It has been a wild ride for corporate defined benefit pension plans in 2010 as funded status levels have spiked and plummeted, often without warning. Headlines at the end of August 2010 highlighted that the funded status of U.S. pension plans (on an accounting basis) neared an all-time low, suggesting that funded levels decrease by 4 percent in just one month.
Then in September 2010, following a strong capital markets rally, headlines boasted that funded levels made their greatest one-month improvement of 2010, gaining 4.6 percent. Next, industry reports suggested that the funded status of pensions dropped an overall 1 percent during the third quarter of 2010.
Unfortunately, it seems that one of the few constants over the past several years has been the month-to-month volatility in funded status.

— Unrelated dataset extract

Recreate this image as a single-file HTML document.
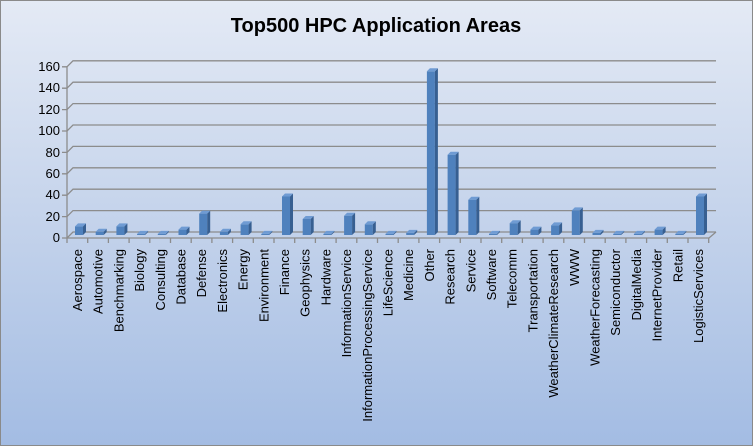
<!DOCTYPE html>
<html><head><meta charset="utf-8"><style>
html,body{margin:0;padding:0;width:753px;height:446px;overflow:hidden}
svg{display:block}
text{font-family:"Liberation Sans",Arial,sans-serif}
</style></head><body>
<svg width="753" height="446" viewBox="0 0 753 446" xmlns="http://www.w3.org/2000/svg">
<defs>
<linearGradient id="bg" x1="0" y1="0" x2="0" y2="1">
<stop offset="0" stop-color="#e4eaf5"/>
<stop offset="0.45" stop-color="#c7d5ec"/>
<stop offset="1" stop-color="#a3bce3"/>
</linearGradient>
</defs>
<rect x="0.5" y="0.5" width="752" height="445" fill="url(#bg)" stroke="#8a8a8a"/>
<text x="376" y="32" text-anchor="middle" font-size="20" font-weight="bold" fill="#000">Top500 HPC Application Areas</text>
<g stroke="#8c8c8c" stroke-width="1.3" fill="none">
<path d="M67 238L73 232H716M67 216.6L73 210.6H716M67 195.2L73 189.2H716M67 173.8L73 167.8H716M67 152.4L73 146.4H716M67 131L73 125H716M67 109.6L73 103.6H716M67 88.2L73 82.2H716M67 66.8L73 60.8H716"/>
<path d="M67 66.8V243M62 238H709L716 232M62 216.6H67M62 195.2H67M62 173.8H67M62 152.4H67M62 131H67M62 109.6H67M62 88.2H67M62 66.8H67"/>
<path d="M87.7 238v5M108.4 238v5M129.1 238v5M149.8 238v5M170.5 238v5M191.2 238v5M211.9 238v5M232.6 238v5M253.3 238v5M274 238v5M294.7 238v5M315.4 238v5M336.1 238v5M356.8 238v5M377.5 238v5M398.2 238v5M418.9 238v5M439.6 238v5M460.3 238v5M481 238v5M501.7 238v5M522.4 238v5M543.1 238v5M563.8 238v5M584.5 238v5M605.2 238v5M625.9 238v5M646.6 238v5M667.3 238v5M688 238v5M708.7 238v5"/>
</g>
<g font-size="13" fill="#000" text-anchor="end">
<text x="60" y="242">0</text><text x="60" y="221">20</text><text x="60" y="199">40</text><text x="60" y="178">60</text><text x="60" y="157">80</text><text x="60" y="135">100</text><text x="60" y="114">120</text><text x="60" y="92">140</text><text x="60" y="71">160</text>
</g>
<g id="bars">
<g transform="translate(75,0)"><rect x="0" y="226.4" width="8" height="8.6" fill="#4f81bd"/><polygon points="8,226.4 11,223.4 11,232 8,235" fill="#375f91"/><polygon points="0,226.4 3,223.4 11,223.4 8,226.4" fill="#6f9bd3"/></g>
<g transform="translate(95.7,0)"><rect x="0" y="231.8" width="8" height="3.2" fill="#4f81bd"/><polygon points="8,231.8 11,228.8 11,232 8,235" fill="#375f91"/><polygon points="0,231.8 3,228.8 11,228.8 8,231.8" fill="#6f9bd3"/></g>
<g transform="translate(116.4,0)"><rect x="0" y="226.4" width="8" height="8.6" fill="#4f81bd"/><polygon points="8,226.4 11,223.4 11,232 8,235" fill="#375f91"/><polygon points="0,226.4 3,223.4 11,223.4 8,226.4" fill="#6f9bd3"/></g>
<g transform="translate(137.1,0)"><rect x="0" y="233.9" width="8" height="1.1" fill="#4f81bd"/><polygon points="8,233.9 11,230.9 11,232 8,235" fill="#375f91"/><polygon points="0,233.9 3,230.9 11,230.9 8,233.9" fill="#6f9bd3"/></g>
<g transform="translate(157.8,0)"><rect x="0" y="233.9" width="8" height="1.1" fill="#4f81bd"/><polygon points="8,233.9 11,230.9 11,232 8,235" fill="#375f91"/><polygon points="0,233.9 3,230.9 11,230.9 8,233.9" fill="#6f9bd3"/></g>
<g transform="translate(178.5,0)"><rect x="0" y="229.6" width="8" height="5.4" fill="#4f81bd"/><polygon points="8,229.6 11,226.6 11,232 8,235" fill="#375f91"/><polygon points="0,229.6 3,226.6 11,226.6 8,229.6" fill="#6f9bd3"/></g>
<g transform="translate(199.2,0)"><rect x="0" y="213.6" width="8" height="21.4" fill="#4f81bd"/><polygon points="8,213.6 11,210.6 11,232 8,235" fill="#375f91"/><polygon points="0,213.6 3,210.6 11,210.6 8,213.6" fill="#6f9bd3"/></g>
<g transform="translate(219.9,0)"><rect x="0" y="231.8" width="8" height="3.2" fill="#4f81bd"/><polygon points="8,231.8 11,228.8 11,232 8,235" fill="#375f91"/><polygon points="0,231.8 3,228.8 11,228.8 8,231.8" fill="#6f9bd3"/></g>
<g transform="translate(240.6,0)"><rect x="0" y="224.3" width="8" height="10.7" fill="#4f81bd"/><polygon points="8,224.3 11,221.3 11,232 8,235" fill="#375f91"/><polygon points="0,224.3 3,221.3 11,221.3 8,224.3" fill="#6f9bd3"/></g>
<g transform="translate(261.3,0)"><rect x="0" y="233.9" width="8" height="1.1" fill="#4f81bd"/><polygon points="8,233.9 11,230.9 11,232 8,235" fill="#375f91"/><polygon points="0,233.9 3,230.9 11,230.9 8,233.9" fill="#6f9bd3"/></g>
<g transform="translate(282,0)"><rect x="0" y="196.5" width="8" height="38.5" fill="#4f81bd"/><polygon points="8,196.5 11,193.5 11,232 8,235" fill="#375f91"/><polygon points="0,196.5 3,193.5 11,193.5 8,196.5" fill="#6f9bd3"/></g>
<g transform="translate(302.7,0)"><rect x="0" y="219" width="8" height="16" fill="#4f81bd"/><polygon points="8,219 11,216 11,232 8,235" fill="#375f91"/><polygon points="0,219 3,216 11,216 8,219" fill="#6f9bd3"/></g>
<g transform="translate(323.4,0)"><rect x="0" y="233.9" width="8" height="1.1" fill="#4f81bd"/><polygon points="8,233.9 11,230.9 11,232 8,235" fill="#375f91"/><polygon points="0,233.9 3,230.9 11,230.9 8,233.9" fill="#6f9bd3"/></g>
<g transform="translate(344.1,0)"><rect x="0" y="215.7" width="8" height="19.3" fill="#4f81bd"/><polygon points="8,215.7 11,212.7 11,232 8,235" fill="#375f91"/><polygon points="0,215.7 3,212.7 11,212.7 8,215.7" fill="#6f9bd3"/></g>
<g transform="translate(364.8,0)"><rect x="0" y="224.3" width="8" height="10.7" fill="#4f81bd"/><polygon points="8,224.3 11,221.3 11,232 8,235" fill="#375f91"/><polygon points="0,224.3 3,221.3 11,221.3 8,224.3" fill="#6f9bd3"/></g>
<g transform="translate(385.5,0)"><rect x="0" y="233.9" width="8" height="1.1" fill="#4f81bd"/><polygon points="8,233.9 11,230.9 11,232 8,235" fill="#375f91"/><polygon points="0,233.9 3,230.9 11,230.9 8,233.9" fill="#6f9bd3"/></g>
<g transform="translate(406.2,0)"><rect x="0" y="232.9" width="8" height="2.1" fill="#4f81bd"/><polygon points="8,232.9 11,229.9 11,232 8,235" fill="#375f91"/><polygon points="0,232.9 3,229.9 11,229.9 8,232.9" fill="#6f9bd3"/></g>
<g transform="translate(426.9,0)"><rect x="0" y="71.3" width="8" height="163.7" fill="#4f81bd"/><polygon points="8,71.3 11,68.3 11,232 8,235" fill="#375f91"/><polygon points="0,71.3 3,68.3 11,68.3 8,71.3" fill="#6f9bd3"/></g>
<g transform="translate(447.6,0)"><rect x="0" y="154.7" width="8" height="80.3" fill="#4f81bd"/><polygon points="8,154.7 11,151.7 11,232 8,235" fill="#375f91"/><polygon points="0,154.7 3,151.7 11,151.7 8,154.7" fill="#6f9bd3"/></g>
<g transform="translate(468.3,0)"><rect x="0" y="199.7" width="8" height="35.3" fill="#4f81bd"/><polygon points="8,199.7 11,196.7 11,232 8,235" fill="#375f91"/><polygon points="0,199.7 3,196.7 11,196.7 8,199.7" fill="#6f9bd3"/></g>
<g transform="translate(489,0)"><rect x="0" y="233.9" width="8" height="1.1" fill="#4f81bd"/><polygon points="8,233.9 11,230.9 11,232 8,235" fill="#375f91"/><polygon points="0,233.9 3,230.9 11,230.9 8,233.9" fill="#6f9bd3"/></g>
<g transform="translate(509.7,0)"><rect x="0" y="223.2" width="8" height="11.8" fill="#4f81bd"/><polygon points="8,223.2 11,220.2 11,232 8,235" fill="#375f91"/><polygon points="0,223.2 3,220.2 11,220.2 8,223.2" fill="#6f9bd3"/></g>
<g transform="translate(530.4,0)"><rect x="0" y="229.6" width="8" height="5.4" fill="#4f81bd"/><polygon points="8,229.6 11,226.6 11,232 8,235" fill="#375f91"/><polygon points="0,229.6 3,226.6 11,226.6 8,229.6" fill="#6f9bd3"/></g>
<g transform="translate(551.1,0)"><rect x="0" y="225.4" width="8" height="9.6" fill="#4f81bd"/><polygon points="8,225.4 11,222.4 11,232 8,235" fill="#375f91"/><polygon points="0,225.4 3,222.4 11,222.4 8,225.4" fill="#6f9bd3"/></g>
<g transform="translate(571.8,0)"><rect x="0" y="210.4" width="8" height="24.6" fill="#4f81bd"/><polygon points="8,210.4 11,207.4 11,232 8,235" fill="#375f91"/><polygon points="0,210.4 3,207.4 11,207.4 8,210.4" fill="#6f9bd3"/></g>
<g transform="translate(592.5,0)"><rect x="0" y="232.9" width="8" height="2.1" fill="#4f81bd"/><polygon points="8,232.9 11,229.9 11,232 8,235" fill="#375f91"/><polygon points="0,232.9 3,229.9 11,229.9 8,232.9" fill="#6f9bd3"/></g>
<g transform="translate(613.2,0)"><rect x="0" y="233.9" width="8" height="1.1" fill="#4f81bd"/><polygon points="8,233.9 11,230.9 11,232 8,235" fill="#375f91"/><polygon points="0,233.9 3,230.9 11,230.9 8,233.9" fill="#6f9bd3"/></g>
<g transform="translate(633.9,0)"><rect x="0" y="233.9" width="8" height="1.1" fill="#4f81bd"/><polygon points="8,233.9 11,230.9 11,232 8,235" fill="#375f91"/><polygon points="0,233.9 3,230.9 11,230.9 8,233.9" fill="#6f9bd3"/></g>
<g transform="translate(654.6,0)"><rect x="0" y="229.6" width="8" height="5.4" fill="#4f81bd"/><polygon points="8,229.6 11,226.6 11,232 8,235" fill="#375f91"/><polygon points="0,229.6 3,226.6 11,226.6 8,229.6" fill="#6f9bd3"/></g>
<g transform="translate(675.3,0)"><rect x="0" y="233.9" width="8" height="1.1" fill="#4f81bd"/><polygon points="8,233.9 11,230.9 11,232 8,235" fill="#375f91"/><polygon points="0,233.9 3,230.9 11,230.9 8,233.9" fill="#6f9bd3"/></g>
<g transform="translate(696,0)"><rect x="0" y="196.5" width="8" height="38.5" fill="#4f81bd"/><polygon points="8,196.5 11,193.5 11,232 8,235" fill="#375f91"/><polygon points="0,196.5 3,193.5 11,193.5 8,196.5" fill="#6f9bd3"/></g>
</g>
<g font-size="13" fill="#000" text-anchor="end">
<text transform="translate(82,249) rotate(-90)">Aerospace</text>
<text transform="translate(102.7,249) rotate(-90)">Automotive</text>
<text transform="translate(123.4,249) rotate(-90)">Benchmarking</text>
<text transform="translate(144.1,249) rotate(-90)">Biology</text>
<text transform="translate(164.8,249) rotate(-90)">Consulting</text>
<text transform="translate(185.5,249) rotate(-90)">Database</text>
<text transform="translate(206.2,249) rotate(-90)">Defense</text>
<text transform="translate(226.9,249) rotate(-90)">Electronics</text>
<text transform="translate(247.6,249) rotate(-90)">Energy</text>
<text transform="translate(268.3,249) rotate(-90)">Environment</text>
<text transform="translate(289,249) rotate(-90)">Finance</text>
<text transform="translate(309.7,249) rotate(-90)">Geophysics</text>
<text transform="translate(330.4,249) rotate(-90)">Hardware</text>
<text transform="translate(351.1,249) rotate(-90)">InformationService</text>
<text transform="translate(371.8,249) rotate(-90)">InformationProcessingService</text>
<text transform="translate(392.5,249) rotate(-90)">LifeScience</text>
<text transform="translate(413.2,249) rotate(-90)">Medicine</text>
<text transform="translate(433.9,249) rotate(-90)">Other</text>
<text transform="translate(454.6,249) rotate(-90)">Research</text>
<text transform="translate(475.3,249) rotate(-90)">Service</text>
<text transform="translate(496,249) rotate(-90)">Software</text>
<text transform="translate(516.7,249) rotate(-90)">Telecomm</text>
<text transform="translate(537.4,249) rotate(-90)">Transportation</text>
<text transform="translate(558.1,249) rotate(-90)">WeatherClimateResearch</text>
<text transform="translate(578.8,249) rotate(-90)">WWW</text>
<text transform="translate(599.5,249) rotate(-90)">WeatherForecasting</text>
<text transform="translate(620.2,249) rotate(-90)">Semiconductor</text>
<text transform="translate(640.9,249) rotate(-90)">DigitalMedia</text>
<text transform="translate(661.6,249) rotate(-90)">InternetProvider</text>
<text transform="translate(682.3,249) rotate(-90)">Retail</text>
<text transform="translate(703,249) rotate(-90)">LogisticServices</text>
</g>
</svg>
</body></html>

However, defined benefit plan sponsors should consider three key factors before hitting the panic button:
1. Volatility on the accounting side does not reflect the impact on cash requirements.
The majority of industry reports focusing on funded status volatility are determined by using accounting numbers that are required to recognize the full surplus or deficit on the corporate balance sheet. This surplus or deficit equals the market value of assets less the market value of liabilities (using current discounting rates), without any averaging or "smoothing." As a result, large movements in asset values and interest rates are contributing to the pension funded status results.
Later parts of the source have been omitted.